Growing of hops arises around 9th century in South Germany and Techy. It started to be popular in beer as from the 13th century. Beer made with hops had a much better shelf life and with increasing trade amongst the Hanza cities this beer was preferred by the trade. But it could only compete the “gruut” beer when also the hop beers were taxed (on demand of the trade). So there was no problem for the beneficiaries of the tax to change. Around that time beer making became also an important craft. And if money is to be made there are always crooks… Often tax was bypassed by using less, other or cheap ingredients. This led already in the 14th century to laws which were stipulating which ingredients to be used.
In 1516 the two Bavarian monarchs proclaimed the famous “Reinheitgebot” wherein was fixed that beer could only be made anymore with water, barley(malt) and hops. This law insured at the same time two purposes: a certain quality level and also a more easy way to tax the beer. This law claims to be the first food safety law in Europe. For sure the law also prohibited the import of “other” beers in Germany up into the 20th century. Certainly pilsener type brewers adapted the German law not only for export/import reasons but also from a marketing point of view.
Nowadays big adjunct brewers get strong competition of the Craft scene. A new attitude come along with the new interest in artisanal brewed beer. A lot of attention is paid to ingredients, not only a big choice in all kind of hops but also in malted cereals.
Porters has been created as an answer to the lighter pale ales. It became very popular among porters who worked at docks and streets of England and quickly turned into the beer of the working men in the 18th century. In the 1800’s the invention of the roaster opened wide opportunities for brewers to increase complexity and create new tastes. Since then Porter is continuously developing in terms of ingredients, technology and of course drinkers taste. Nevertheless – just like a few other styles – Porters disappeared after WWII and have been also ascended with the start of the craft beer era. These days craft brewers create many new interesting – and sometimes crazy – Porter style beers, that makes sometimes the lines between certain Stouts and Porters blurred. This time we would like to bring you back to the traditional roots and give you an overview about the 3 main types of Porter: Brown Porter, Robust Porter and Baltic Porter.
Brown Porter originates in England somewhere in the early 1700’s, also called English Porter.
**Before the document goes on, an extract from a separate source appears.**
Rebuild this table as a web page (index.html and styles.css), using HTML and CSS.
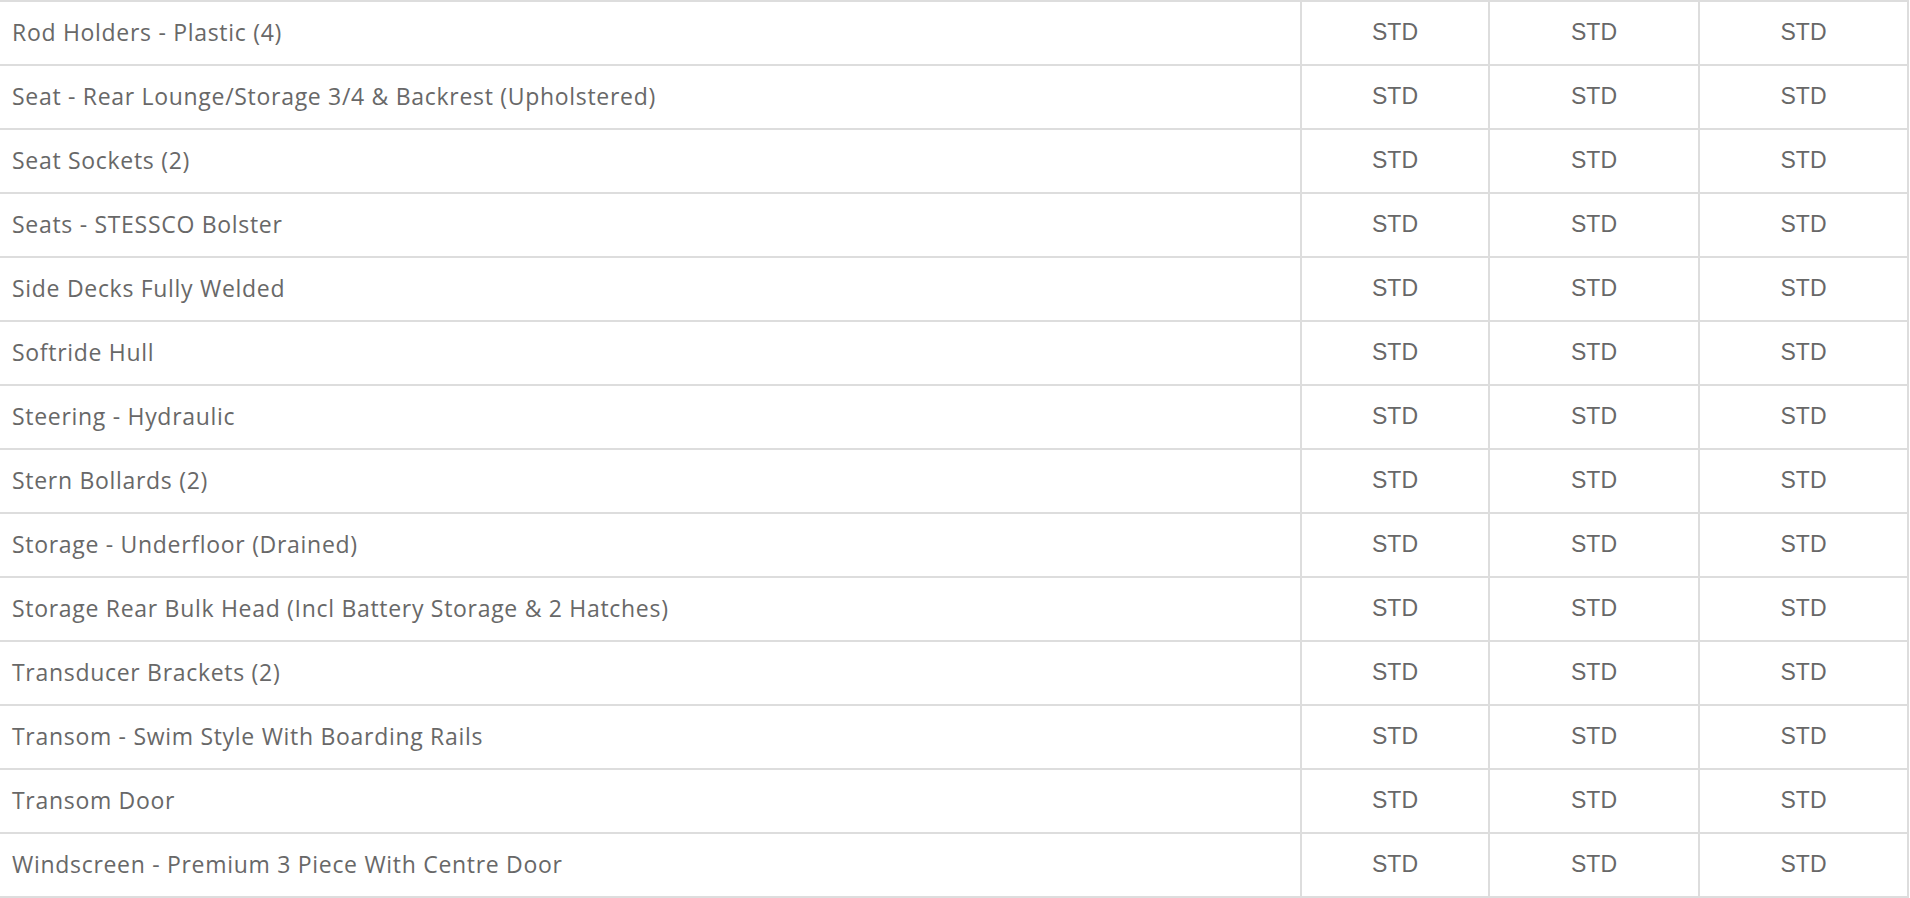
FILE: index.html
```html
<!DOCTYPE html>
<html lang="en">
<head>
<meta charset="utf-8">
<title>Specifications</title>
<link rel="stylesheet" href="styles.css">
</head>
<body>
<div class="spec-table">
  <div class="row"><div class="cell name">Rod Holders - Plastic (4)</div><div class="cell val">STD</div><div class="cell val">STD</div><div class="cell val">STD</div></div>
  <div class="row"><div class="cell name">Seat - Rear Lounge/Storage 3/4 &amp; Backrest (Upholstered)</div><div class="cell val">STD</div><div class="cell val">STD</div><div class="cell val">STD</div></div>
  <div class="row"><div class="cell name">Seat Sockets (2)</div><div class="cell val">STD</div><div class="cell val">STD</div><div class="cell val">STD</div></div>
  <div class="row"><div class="cell name">Seats - STESSCO Bolster</div><div class="cell val">STD</div><div class="cell val">STD</div><div class="cell val">STD</div></div>
  <div class="row"><div class="cell name">Side Decks Fully Welded</div><div class="cell val">STD</div><div class="cell val">STD</div><div class="cell val">STD</div></div>
  <div class="row"><div class="cell name">Softride Hull</div><div class="cell val">STD</div><div class="cell val">STD</div><div class="cell val">STD</div></div>
  <div class="row"><div class="cell name">Steering - Hydraulic</div><div class="cell val">STD</div><div class="cell val">STD</div><div class="cell val">STD</div></div>
  <div class="row"><div class="cell name">Stern Bollards (2)</div><div class="cell val">STD</div><div class="cell val">STD</div><div class="cell val">STD</div></div>
  <div class="row"><div class="cell name">Storage - Underfloor (Drained)</div><div class="cell val">STD</div><div class="cell val">STD</div><div class="cell val">STD</div></div>
  <div class="row"><div class="cell name">Storage Rear Bulk Head (Incl Battery Storage &amp; 2 Hatches)</div><div class="cell val">STD</div><div class="cell val">STD</div><div class="cell val">STD</div></div>
  <div class="row"><div class="cell name">Transducer Brackets (2)</div><div class="cell val">STD</div><div class="cell val">STD</div><div class="cell val">STD</div></div>
  <div class="row"><div class="cell name">Transom - Swim Style With Boarding Rails</div><div class="cell val">STD</div><div class="cell val">STD</div><div class="cell val">STD</div></div>
  <div class="row"><div class="cell name">Transom Door</div><div class="cell val">STD</div><div class="cell val">STD</div><div class="cell val">STD</div></div>
  <div class="row"><div class="cell name">Windscreen - Premium 3 Piece With Centre Door</div><div class="cell val">STD</div><div class="cell val">STD</div><div class="cell val">STD</div></div>
</div>
</body>
</html>
```

FILE: styles.css
```css
html, body {
  margin: 0;
  padding: 0;
  background: #ffffff;
}

.spec-table {
  width: 1909px;
  border-bottom: 2px solid #dddddd;
}

.row {
  display: grid;
  grid-template-columns: 1302px 188px 210px 209px;
  height: 64px;
}

.cell {
  box-sizing: border-box;
  border-top: 2px solid #dddddd;
  border-right: 2px solid #dddddd;
  display: flex;
  align-items: center;
  color: #686868;
}

.name {
  padding-left: 12px;
  font-family: "Open Sans", "Noto Sans", sans-serif;
  font-size: 23px;
  letter-spacing: 0.7px;
  padding-bottom: 3px;
}

.val {
  justify-content: center;
  font-family: "Liberation Sans", Arial, sans-serif;
  font-size: 23px;
  padding-bottom: 1px;
}
```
Most historians claim that the style evolved from a mixture of 3 various beers (pale ale, mild and stale), known as “Entire”, while others say it’s simply a darkening evolution of English Ales. This type is the lightest one, easy to drink, has the lowest ABV and bitterness in the group. Provides a creamy mouthfeel with sweet and caramel-like flavours. Although it is considered as the precursor to stout, strong, burnt roasted malt character should not be present. Some old versions of this beer even used Brettanomyces to add a funky character to the beer. The grain bill consists of numerous varieties, including various crystal malts, chocolate and also a small amount of darker black malts.
Robust Porter is the stronger, longer-aged, more complex and roasty big brother of Brown Porter. The style has recent origins, evolved in the modern craft beer ages from less bold English variants to full-bodied American ones. This is why nowadays it is often referred as American Porter too. This style is the more aggressive and hoppier version of Brown (English) Porters, so the examples we drink today significantly differs from the traditional ones. These Porters should always have an intensive roasted character with hints of coffee and chocolate, that is well balanced with the creamy and malty sweetness of crystal malts. Roasted barley flavour isn’t typical in this style either, that distinguish it from Stouts. The tastiest versions may expand the malt character with bready and biscuit-like flavours and aromas.
Baltic Porter Porter was the first internationally distributed beer. When England started beer export to the Baltics, people quickly fell in love with the style. As in these colder countries German lager brewing dominated, a bottom-fermented variant emerged. Those creative brewers not only adapted the traditional ale style to the lager version, but also began to create stronger and more complex types of the English Porter, formed what today is known as Baltic Porter. It can be also described as a lager-style Imperial Stout and in fact it has a large influence by its ale brother, therefor it’s often referred as Imperial Porter. Among these Porters this is the heaviest one, imparts a huge load of roasty character, reminiscent of chocolate, coffee and some fruitiness.